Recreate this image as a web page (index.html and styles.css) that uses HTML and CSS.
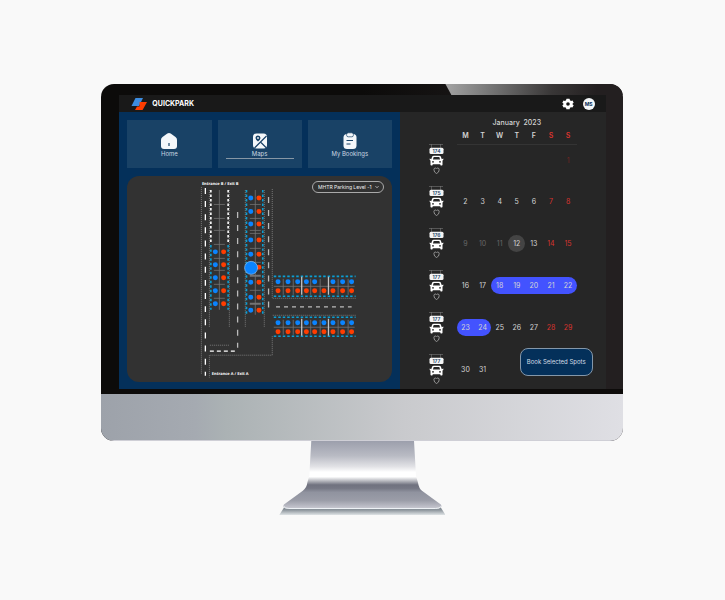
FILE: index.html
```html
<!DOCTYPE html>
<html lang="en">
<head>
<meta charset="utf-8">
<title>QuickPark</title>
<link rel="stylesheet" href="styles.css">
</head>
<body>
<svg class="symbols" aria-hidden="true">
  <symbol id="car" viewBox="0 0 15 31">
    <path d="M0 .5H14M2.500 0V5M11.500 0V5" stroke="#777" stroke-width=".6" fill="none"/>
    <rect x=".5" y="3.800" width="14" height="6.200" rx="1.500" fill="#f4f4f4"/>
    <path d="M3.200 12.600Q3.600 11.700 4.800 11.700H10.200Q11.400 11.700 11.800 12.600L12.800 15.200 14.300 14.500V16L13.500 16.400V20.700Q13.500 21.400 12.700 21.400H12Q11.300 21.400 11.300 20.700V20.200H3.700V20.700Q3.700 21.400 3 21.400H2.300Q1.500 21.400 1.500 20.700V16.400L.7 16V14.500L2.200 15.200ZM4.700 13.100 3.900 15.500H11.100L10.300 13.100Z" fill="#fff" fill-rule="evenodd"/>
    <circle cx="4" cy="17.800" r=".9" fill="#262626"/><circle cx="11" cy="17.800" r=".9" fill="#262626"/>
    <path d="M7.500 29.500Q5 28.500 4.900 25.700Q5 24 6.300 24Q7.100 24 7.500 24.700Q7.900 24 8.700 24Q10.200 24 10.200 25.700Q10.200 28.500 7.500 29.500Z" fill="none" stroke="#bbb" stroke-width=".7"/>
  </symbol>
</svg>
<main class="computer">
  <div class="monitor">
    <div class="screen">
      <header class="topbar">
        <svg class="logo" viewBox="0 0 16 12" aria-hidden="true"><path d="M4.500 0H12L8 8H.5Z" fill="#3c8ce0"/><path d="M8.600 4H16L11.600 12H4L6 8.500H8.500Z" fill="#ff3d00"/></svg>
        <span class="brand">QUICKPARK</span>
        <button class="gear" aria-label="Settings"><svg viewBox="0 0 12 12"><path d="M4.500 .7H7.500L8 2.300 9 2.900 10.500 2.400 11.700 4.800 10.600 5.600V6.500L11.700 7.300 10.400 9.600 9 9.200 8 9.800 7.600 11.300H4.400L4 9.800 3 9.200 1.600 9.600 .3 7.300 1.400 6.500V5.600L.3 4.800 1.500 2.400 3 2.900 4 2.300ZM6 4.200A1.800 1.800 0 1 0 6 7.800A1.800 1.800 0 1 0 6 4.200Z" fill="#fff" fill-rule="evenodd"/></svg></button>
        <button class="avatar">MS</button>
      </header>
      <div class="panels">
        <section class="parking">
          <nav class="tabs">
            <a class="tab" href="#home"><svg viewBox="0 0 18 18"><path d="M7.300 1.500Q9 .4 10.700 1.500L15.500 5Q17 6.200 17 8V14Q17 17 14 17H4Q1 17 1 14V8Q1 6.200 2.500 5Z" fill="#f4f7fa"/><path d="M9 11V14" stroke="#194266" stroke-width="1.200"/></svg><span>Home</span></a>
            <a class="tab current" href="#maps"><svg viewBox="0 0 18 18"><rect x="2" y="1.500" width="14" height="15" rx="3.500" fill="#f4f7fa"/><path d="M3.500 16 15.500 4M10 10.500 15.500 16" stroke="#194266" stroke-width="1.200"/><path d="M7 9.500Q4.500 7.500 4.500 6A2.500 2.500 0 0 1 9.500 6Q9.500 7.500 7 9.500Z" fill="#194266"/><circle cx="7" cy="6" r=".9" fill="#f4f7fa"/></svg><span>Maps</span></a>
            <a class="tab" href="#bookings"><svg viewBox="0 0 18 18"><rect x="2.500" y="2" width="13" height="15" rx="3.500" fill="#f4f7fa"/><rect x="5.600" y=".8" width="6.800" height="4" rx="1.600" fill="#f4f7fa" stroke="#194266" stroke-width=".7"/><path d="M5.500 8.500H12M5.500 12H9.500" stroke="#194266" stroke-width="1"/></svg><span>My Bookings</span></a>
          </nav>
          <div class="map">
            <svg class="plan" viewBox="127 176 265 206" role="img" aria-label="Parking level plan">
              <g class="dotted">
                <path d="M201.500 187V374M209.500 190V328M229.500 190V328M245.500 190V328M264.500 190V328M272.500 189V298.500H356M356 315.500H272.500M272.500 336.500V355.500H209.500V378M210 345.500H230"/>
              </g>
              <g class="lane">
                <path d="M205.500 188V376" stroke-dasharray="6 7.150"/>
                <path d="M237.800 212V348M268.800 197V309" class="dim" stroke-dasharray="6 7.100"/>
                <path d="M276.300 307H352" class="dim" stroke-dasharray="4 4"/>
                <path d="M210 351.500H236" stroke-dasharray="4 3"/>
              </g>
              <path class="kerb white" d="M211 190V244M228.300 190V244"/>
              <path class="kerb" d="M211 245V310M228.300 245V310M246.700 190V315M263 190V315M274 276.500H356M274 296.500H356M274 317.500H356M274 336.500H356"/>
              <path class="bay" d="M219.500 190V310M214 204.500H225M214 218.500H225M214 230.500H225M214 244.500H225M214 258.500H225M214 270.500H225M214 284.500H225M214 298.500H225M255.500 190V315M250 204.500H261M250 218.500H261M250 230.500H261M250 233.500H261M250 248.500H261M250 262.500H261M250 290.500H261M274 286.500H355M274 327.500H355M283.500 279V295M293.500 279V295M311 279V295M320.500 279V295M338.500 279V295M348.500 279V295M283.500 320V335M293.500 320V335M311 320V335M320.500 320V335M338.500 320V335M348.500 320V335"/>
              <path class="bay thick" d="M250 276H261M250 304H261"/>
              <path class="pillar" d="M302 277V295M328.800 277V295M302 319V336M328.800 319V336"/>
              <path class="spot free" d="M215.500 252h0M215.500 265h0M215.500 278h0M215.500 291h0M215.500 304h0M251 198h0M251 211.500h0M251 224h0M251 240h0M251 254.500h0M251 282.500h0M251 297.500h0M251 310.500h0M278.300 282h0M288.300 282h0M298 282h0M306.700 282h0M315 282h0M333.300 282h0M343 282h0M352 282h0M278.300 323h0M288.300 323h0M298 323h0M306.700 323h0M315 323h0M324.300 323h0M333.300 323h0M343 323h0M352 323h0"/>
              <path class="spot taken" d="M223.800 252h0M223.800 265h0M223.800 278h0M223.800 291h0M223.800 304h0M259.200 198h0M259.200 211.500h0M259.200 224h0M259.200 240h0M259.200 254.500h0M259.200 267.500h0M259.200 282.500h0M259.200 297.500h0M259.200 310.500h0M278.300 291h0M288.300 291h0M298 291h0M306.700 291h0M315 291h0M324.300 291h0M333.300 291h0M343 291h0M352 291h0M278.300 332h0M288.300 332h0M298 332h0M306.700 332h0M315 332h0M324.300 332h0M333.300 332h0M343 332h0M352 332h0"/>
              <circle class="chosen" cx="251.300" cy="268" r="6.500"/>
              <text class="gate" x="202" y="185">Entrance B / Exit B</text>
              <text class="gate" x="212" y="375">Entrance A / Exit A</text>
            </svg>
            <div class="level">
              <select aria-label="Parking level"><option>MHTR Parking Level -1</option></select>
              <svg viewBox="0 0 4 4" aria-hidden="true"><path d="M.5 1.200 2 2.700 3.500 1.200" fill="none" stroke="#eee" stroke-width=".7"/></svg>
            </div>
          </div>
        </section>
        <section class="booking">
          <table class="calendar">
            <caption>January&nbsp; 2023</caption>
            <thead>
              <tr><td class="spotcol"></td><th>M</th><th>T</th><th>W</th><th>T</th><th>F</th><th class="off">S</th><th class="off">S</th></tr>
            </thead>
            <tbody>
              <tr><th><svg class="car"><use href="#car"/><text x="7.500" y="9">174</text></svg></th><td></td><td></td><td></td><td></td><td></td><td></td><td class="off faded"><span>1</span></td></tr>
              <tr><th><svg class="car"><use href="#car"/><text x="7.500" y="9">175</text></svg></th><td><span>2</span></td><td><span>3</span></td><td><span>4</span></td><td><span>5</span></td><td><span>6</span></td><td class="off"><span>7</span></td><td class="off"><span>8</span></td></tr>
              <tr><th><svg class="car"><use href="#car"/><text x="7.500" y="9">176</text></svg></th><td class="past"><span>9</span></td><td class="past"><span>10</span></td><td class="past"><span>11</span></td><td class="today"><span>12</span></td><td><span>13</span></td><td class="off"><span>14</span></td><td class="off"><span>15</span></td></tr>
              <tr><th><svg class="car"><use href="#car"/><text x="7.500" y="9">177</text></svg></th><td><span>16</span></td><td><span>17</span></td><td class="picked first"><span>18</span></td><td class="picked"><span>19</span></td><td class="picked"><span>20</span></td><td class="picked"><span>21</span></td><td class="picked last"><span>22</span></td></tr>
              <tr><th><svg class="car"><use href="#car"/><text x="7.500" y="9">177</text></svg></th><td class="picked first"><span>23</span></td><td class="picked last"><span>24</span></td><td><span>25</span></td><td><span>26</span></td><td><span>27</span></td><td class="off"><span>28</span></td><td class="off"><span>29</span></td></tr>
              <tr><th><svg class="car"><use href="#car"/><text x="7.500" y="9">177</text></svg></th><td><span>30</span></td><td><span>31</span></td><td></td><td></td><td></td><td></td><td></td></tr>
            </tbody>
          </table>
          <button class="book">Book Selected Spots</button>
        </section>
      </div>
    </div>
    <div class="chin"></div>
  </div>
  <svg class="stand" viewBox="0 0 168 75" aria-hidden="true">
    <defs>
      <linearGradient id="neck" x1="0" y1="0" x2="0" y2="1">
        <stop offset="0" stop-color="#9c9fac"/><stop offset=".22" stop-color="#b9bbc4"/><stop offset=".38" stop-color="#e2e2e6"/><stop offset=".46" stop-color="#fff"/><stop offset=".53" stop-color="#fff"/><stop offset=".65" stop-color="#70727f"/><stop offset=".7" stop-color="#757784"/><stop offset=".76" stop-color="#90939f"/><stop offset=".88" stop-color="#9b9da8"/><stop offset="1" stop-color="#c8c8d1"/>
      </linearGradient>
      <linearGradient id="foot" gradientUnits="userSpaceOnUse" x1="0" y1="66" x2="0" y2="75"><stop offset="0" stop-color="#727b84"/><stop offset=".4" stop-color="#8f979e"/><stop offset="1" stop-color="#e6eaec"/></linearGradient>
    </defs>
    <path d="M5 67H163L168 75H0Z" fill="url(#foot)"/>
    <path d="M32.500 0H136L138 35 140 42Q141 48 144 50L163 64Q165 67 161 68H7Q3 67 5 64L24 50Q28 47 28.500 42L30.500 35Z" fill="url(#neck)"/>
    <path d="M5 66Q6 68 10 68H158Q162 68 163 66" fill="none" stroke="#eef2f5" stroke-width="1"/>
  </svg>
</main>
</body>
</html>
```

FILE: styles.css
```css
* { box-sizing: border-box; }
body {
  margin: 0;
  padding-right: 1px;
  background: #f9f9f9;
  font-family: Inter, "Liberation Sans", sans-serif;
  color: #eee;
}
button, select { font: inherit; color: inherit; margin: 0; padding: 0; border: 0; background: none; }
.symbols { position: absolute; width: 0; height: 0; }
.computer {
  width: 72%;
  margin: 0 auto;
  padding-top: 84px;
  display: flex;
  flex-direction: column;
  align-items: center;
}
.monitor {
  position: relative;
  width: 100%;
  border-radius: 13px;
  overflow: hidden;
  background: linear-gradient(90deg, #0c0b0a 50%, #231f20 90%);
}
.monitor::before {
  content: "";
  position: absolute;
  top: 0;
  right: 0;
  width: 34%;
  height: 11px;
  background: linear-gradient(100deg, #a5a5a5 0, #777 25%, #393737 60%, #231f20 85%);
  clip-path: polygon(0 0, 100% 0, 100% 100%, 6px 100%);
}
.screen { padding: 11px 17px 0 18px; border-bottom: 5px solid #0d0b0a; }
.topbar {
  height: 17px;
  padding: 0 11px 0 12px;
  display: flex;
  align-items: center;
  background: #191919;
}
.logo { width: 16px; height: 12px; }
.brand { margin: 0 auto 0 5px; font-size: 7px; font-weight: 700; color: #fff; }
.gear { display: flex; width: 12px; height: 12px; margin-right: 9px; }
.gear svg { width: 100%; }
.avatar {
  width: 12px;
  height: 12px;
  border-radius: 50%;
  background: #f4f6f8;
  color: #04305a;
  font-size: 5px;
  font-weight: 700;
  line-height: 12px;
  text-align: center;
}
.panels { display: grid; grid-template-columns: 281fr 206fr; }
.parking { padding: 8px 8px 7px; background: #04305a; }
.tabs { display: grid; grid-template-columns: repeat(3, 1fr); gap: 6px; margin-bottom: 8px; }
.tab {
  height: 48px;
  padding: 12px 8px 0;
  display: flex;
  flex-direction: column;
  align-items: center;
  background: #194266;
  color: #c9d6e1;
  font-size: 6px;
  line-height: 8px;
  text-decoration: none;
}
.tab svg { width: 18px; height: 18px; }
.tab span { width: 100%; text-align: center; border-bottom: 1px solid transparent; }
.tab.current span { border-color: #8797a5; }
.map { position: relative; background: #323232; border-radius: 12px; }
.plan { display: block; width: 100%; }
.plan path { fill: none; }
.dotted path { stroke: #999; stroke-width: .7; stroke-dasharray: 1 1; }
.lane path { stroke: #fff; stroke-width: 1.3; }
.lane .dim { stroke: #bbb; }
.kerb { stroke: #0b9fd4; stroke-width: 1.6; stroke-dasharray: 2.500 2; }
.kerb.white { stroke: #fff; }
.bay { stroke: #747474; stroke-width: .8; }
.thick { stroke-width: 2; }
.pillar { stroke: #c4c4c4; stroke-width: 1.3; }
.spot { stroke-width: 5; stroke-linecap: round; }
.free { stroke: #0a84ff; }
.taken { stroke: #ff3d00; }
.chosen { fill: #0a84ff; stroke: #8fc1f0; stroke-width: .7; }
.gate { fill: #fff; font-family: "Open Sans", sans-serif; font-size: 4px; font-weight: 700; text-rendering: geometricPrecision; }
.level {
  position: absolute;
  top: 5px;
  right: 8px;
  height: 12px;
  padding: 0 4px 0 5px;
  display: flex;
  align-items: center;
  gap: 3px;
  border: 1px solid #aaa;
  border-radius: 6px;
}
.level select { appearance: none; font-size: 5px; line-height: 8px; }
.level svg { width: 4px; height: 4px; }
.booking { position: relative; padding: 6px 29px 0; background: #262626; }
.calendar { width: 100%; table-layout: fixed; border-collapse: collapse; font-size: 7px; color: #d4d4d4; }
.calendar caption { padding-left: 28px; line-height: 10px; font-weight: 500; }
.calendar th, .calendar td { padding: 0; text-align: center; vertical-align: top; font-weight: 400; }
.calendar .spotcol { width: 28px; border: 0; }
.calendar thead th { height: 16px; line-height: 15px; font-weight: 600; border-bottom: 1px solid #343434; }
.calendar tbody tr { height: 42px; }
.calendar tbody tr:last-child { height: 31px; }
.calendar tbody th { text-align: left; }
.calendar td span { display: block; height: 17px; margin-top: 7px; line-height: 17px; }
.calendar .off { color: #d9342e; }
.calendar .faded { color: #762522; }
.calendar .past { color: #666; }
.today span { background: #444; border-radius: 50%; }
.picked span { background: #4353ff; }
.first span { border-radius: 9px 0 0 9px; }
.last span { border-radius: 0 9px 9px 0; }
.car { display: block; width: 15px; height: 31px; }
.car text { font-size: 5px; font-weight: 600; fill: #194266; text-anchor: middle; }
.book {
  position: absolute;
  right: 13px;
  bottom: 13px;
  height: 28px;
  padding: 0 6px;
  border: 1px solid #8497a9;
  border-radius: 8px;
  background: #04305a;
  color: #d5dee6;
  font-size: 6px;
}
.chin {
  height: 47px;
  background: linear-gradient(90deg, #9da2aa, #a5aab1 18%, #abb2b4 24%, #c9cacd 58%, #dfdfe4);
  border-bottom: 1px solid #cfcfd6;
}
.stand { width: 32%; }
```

• _Aim of the exercise_
Extract, from the material above, each line holding the word "index".

• _Output for this exercise_
Recreate this image as a web page (index.html and styles.css) that uses HTML and CSS.
FILE: index.html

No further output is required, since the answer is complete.